New OR waiting rooms bring families to the forefront

Patients who come to Kingston General Hospital for surgery are now spending more time with their families before they go in for their operation. A new patient-centred initiative has created two large OR waiting rooms within the Same Day Admission Centre that allows patients and their families to wait together. In the past, patients would go to a holding area for ten or fifteen minutes before their operation.

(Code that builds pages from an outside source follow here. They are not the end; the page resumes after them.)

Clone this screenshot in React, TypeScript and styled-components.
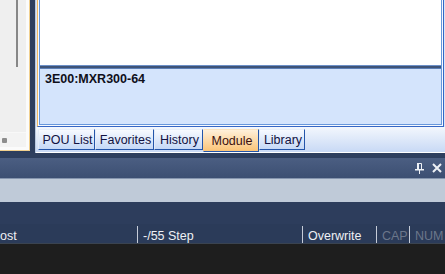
import React from 'react';
import styled, { createGlobalStyle } from 'styled-components';

const GlobalStyle = createGlobalStyle`
  html, body {
    margin: 0;
    padding: 0;
    background: #1e1e1e;
  }

  body {
    font-family: 'Liberation Sans', Arial, sans-serif;
    font-size: 12.5px;
  }
`;

const Window = styled.div`
  width: 445px;
  height: 274px;
  overflow: hidden;
  display: flex;
  flex-direction: column;
  background: #1e1e1e;
`;

const TopArea = styled.div`
  height: 153px;
  flex: none;
  display: flex;
  align-items: flex-start;
  gap: 5px;
  background: #2d3e5e;
`;

const LeftPane = styled.div`
  width: 30px;
  height: 151px;
  flex: none;
  box-sizing: border-box;
  border-right: 1px solid #f1d08e;
  border-bottom: 1px solid #f1d08e;
`;

const LeftContent = styled.div`
  height: 100%;
  box-sizing: border-box;
  display: flex;
  flex-direction: column;
  background: #efefef;
  border-right: 3px solid #fbfbfb;
  border-bottom: 3px solid #fbfbfb;
`;

const VScroll = styled.div`
  flex: 1;
  display: flex;
  padding-left: 16px;
  border-bottom: 1px solid #f8f8f8;
`;

const VThumb = styled.div`
  width: 2px;
  height: 67px;
  background: #878787;
`;

const HScroll = styled.div`
  height: 14px;
  flex: none;
  display: flex;
  align-items: center;
  padding-left: 2px;
  background: #f3f3f3;
`;

const HThumb = styled.div`
  width: 5px;
  height: 5px;
  border-radius: 1px;
  background: #8d8d8d;
`;

const RightPane = styled.div`
  flex: 1;
  height: 153px;
  display: flex;
  flex-direction: column;
  background: #dbe6f6;
  border-left: 1px solid #bac9e0;
  box-sizing: border-box;
`;

const Frame = styled.div`
  margin: 0 1px 0 1px;
  height: 127px;
  box-sizing: border-box;
  border: 1px solid #3566c6;
  border-top: none;
  border-left-color: #f0b860;
  padding: 0 1px 1px 1px;
  background: #f7faff;
  display: flex;
`;

const FrameInner = styled.div`
  flex: 1;
  display: flex;
  flex-direction: column;
  border: 1px solid #6797dc;
  border-top: none;
`;

const Editor = styled.div`
  height: 65px;
  flex: none;
  background: #ffffff;
`;

const Splitter = styled.div`
  height: 4px;
  flex: none;
  box-sizing: border-box;
  background: #3e5478;
  border-top: 1px solid #6c90c8;
  border-bottom: 1px solid #5a7eb6;
`;

const InfoArea = styled.div`
  flex: 1;
  background: #d4e4fc;
  padding: 3px 5px;
  font-weight: bold;
  color: #0f0f1a;
  line-height: 14px;
`;

const TabStrip = styled.div`
  flex: 1;
  display: flex;
  align-items: flex-start;
  padding: 2px 0 0 2px;
  background: linear-gradient(#f3f7fd, #c8d9f5);
  border-bottom: 1px solid #ffffff;
`;

const Tab = styled.div<{ $active?: boolean; $width: number }>`
  width: ${p => p.$width}px;
  height: ${p => (p.$active ? 23 : 21)}px;
  flex: none;
  box-sizing: border-box;
  display: flex;
  align-items: center;
  justify-content: center;
  padding-left: 2px;
  color: ${p => (p.$active ? '#3a0f0f' : '#121242')};
  background: ${p =>
    p.$active
      ? 'linear-gradient(#fff0da, #fbc478)'
      : 'linear-gradient(#f7faff, #c5d8f6)'};
  border-left: 1px solid ${p => (p.$active ? 'transparent' : '#e2ebf9')};
  border-right: 1px solid #2355aa;
  border-bottom: 1px solid #2355aa;
  border-top: 1px solid ${p => (p.$active ? '#fbe3bf' : '#e8effa')};
  white-space: nowrap;
`;

const DockHeader = styled.div`
  height: 26px;
  flex: none;
  box-sizing: border-box;
  display: flex;
  align-items: center;
  justify-content: flex-end;
  gap: 8px;
  padding: 5px 3px 0 0;
  background: linear-gradient(#2e3f5f 0, #2e3f5f 5px, #4b5e82 5px, #3c4f72 100%);
  border-bottom: 1px solid #8595ae;
`;

const HeaderIcon = styled.svg`
  display: block;
  color: #eef1f6;
`;

const LightBand = styled.div`
  height: 23px;
  flex: none;
  background: #bfcad8;
`;

const NavyBand = styled.div`
  height: 22px;
  flex: none;
  background: #2d3d5c;
`;

const StatusBar = styled.div`
  height: 20px;
  flex: none;
  box-sizing: border-box;
  display: flex;
  align-items: flex-start;
  padding-top: 2px;
  background: #2b3b59;
  color: #eef0f4;
  border-bottom: 1px solid #3a4350;
`;

const StatusCell = styled.div<{ $width?: number; $dim?: boolean; $sep?: boolean }>`
  width: ${p => (p.$width ? `${p.$width}px` : 'auto')};
  flex: ${p => (p.$width ? 'none' : '1')};
  height: 17px;
  box-sizing: border-box;
  display: flex;
  align-items: center;
  padding: 2px 0 0 ${p => (p.$sep ? 5 : 0)}px;
  border-left: ${p => (p.$sep ? '1px solid #c6ccd8' : 'none')};
  color: ${p => (p.$dim ? '#6b778b' : '#eef0f4')};
  white-space: nowrap;
  overflow: hidden;
`;

const tabs = [
  { name: 'POU List', width: 57 },
  { name: 'Favorites', width: 59 },
  { name: 'History', width: 49 },
  { name: 'Module', width: 56 },
  { name: 'Library', width: 46 }
];

function PinIcon () {
  return (
    <HeaderIcon width='9' height='11' viewBox='0 0 9 11'>
      <path d='M2.5 0.5h4v6h-4z' fill='none' stroke='currentColor' strokeWidth='1' />
      <rect x='2' y='0' width='2' height='7' fill='currentColor' />
      <rect x='0' y='6' width='9' height='1.5' fill='currentColor' />
      <rect x='4' y='7' width='1' height='4' fill='currentColor' />
    </HeaderIcon>
  );
}

function CloseIcon () {
  return (
    <HeaderIcon width='10' height='10' viewBox='0 0 10 10'>
      <path d='M1 1L9 9M9 1L1 9' stroke='currentColor' strokeWidth='2' />
    </HeaderIcon>
  );
}

export default function App (): React.ReactElement {
  return (
    <Window>
      <GlobalStyle />
      <TopArea>
        <LeftPane>
          <LeftContent>
            <VScroll>
              <VThumb />
            </VScroll>
            <HScroll>
              <HThumb />
            </HScroll>
          </LeftContent>
        </LeftPane>
        <RightPane>
          <Frame>
            <FrameInner>
              <Editor />
              <Splitter />
              <InfoArea>3E00:MXR300-64</InfoArea>
            </FrameInner>
          </Frame>
          <TabStrip>
            {tabs.map(({ name, width }) => (
              <Tab key={name} $active={name === 'Module'} $width={width}>{name}</Tab>
            ))}
          </TabStrip>
        </RightPane>
      </TopArea>
      <DockHeader>
        <PinIcon />
        <CloseIcon />
      </DockHeader>
      <LightBand />
      <NavyBand />
      <StatusBar>
        <StatusCell $width={137}>ost</StatusCell>
        <StatusCell $width={165} $sep>-/55 Step</StatusCell>
        <StatusCell $width={74} $sep>Overwrite</StatusCell>
        <StatusCell $width={33} $sep $dim>CAP</StatusCell>
        <StatusCell $sep $dim>NUM</StatusCell>
      </StatusBar>
    </Window>
  );
}
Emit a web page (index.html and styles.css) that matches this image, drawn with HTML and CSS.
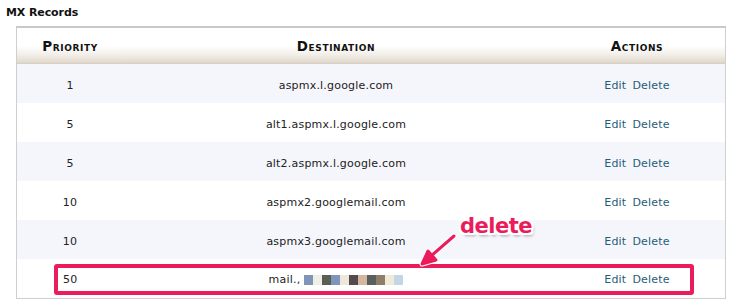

"The holding area was small, far from the waiting areas, and didn't allow for a lot of confidentiality," says Clinical Educator Laurie Thomas. "Sometimes we had a few patients waiting for different surgeries, and it was a challenge to speak with them privately. And because the space was so small, even if we wanted to let families come to the holding area, we weren't always able to." But the new waiting rooms have changed the whole process and made the experience much more comfortable for everyone. "Even though stays in the holding area were short, they had a real impact when family members are always counting down the minutes," she says. "They could be left wondering why a one-hour surgery was taking longer than expected, and they'd worry. But the reality was that their family member had gone in to surgery 15 minutes after leaving the admission centre for the holding area." So the system has now been centralized, and families are now with patients for final updates before their operations. "The worst part for families is not knowing how things are going," says Teresa Fitzpatrick, Registered Nurse for Same Day Admission. "Now, they have a better sense of how long things should take, and when they actually get started." And the new system is also making it easier for staff in the admission centre and the OR rooms. "We had a handful of places where patients could be before this change, and you really had to keep track of where each person was along the chain," says Fitzpatrick. "But now you are either in the admission centre waiting with your family, or on a stretcher heading to your operation." It's an evolution that has simplified and streamlined the experience for OR patients. Fitzpatrick says she sees more patient and family-focused changes on the horizon. "Our next idea is to have some sort of messaging service so families can leave the waiting room for a snack or coffee, and get paged immediately with updates."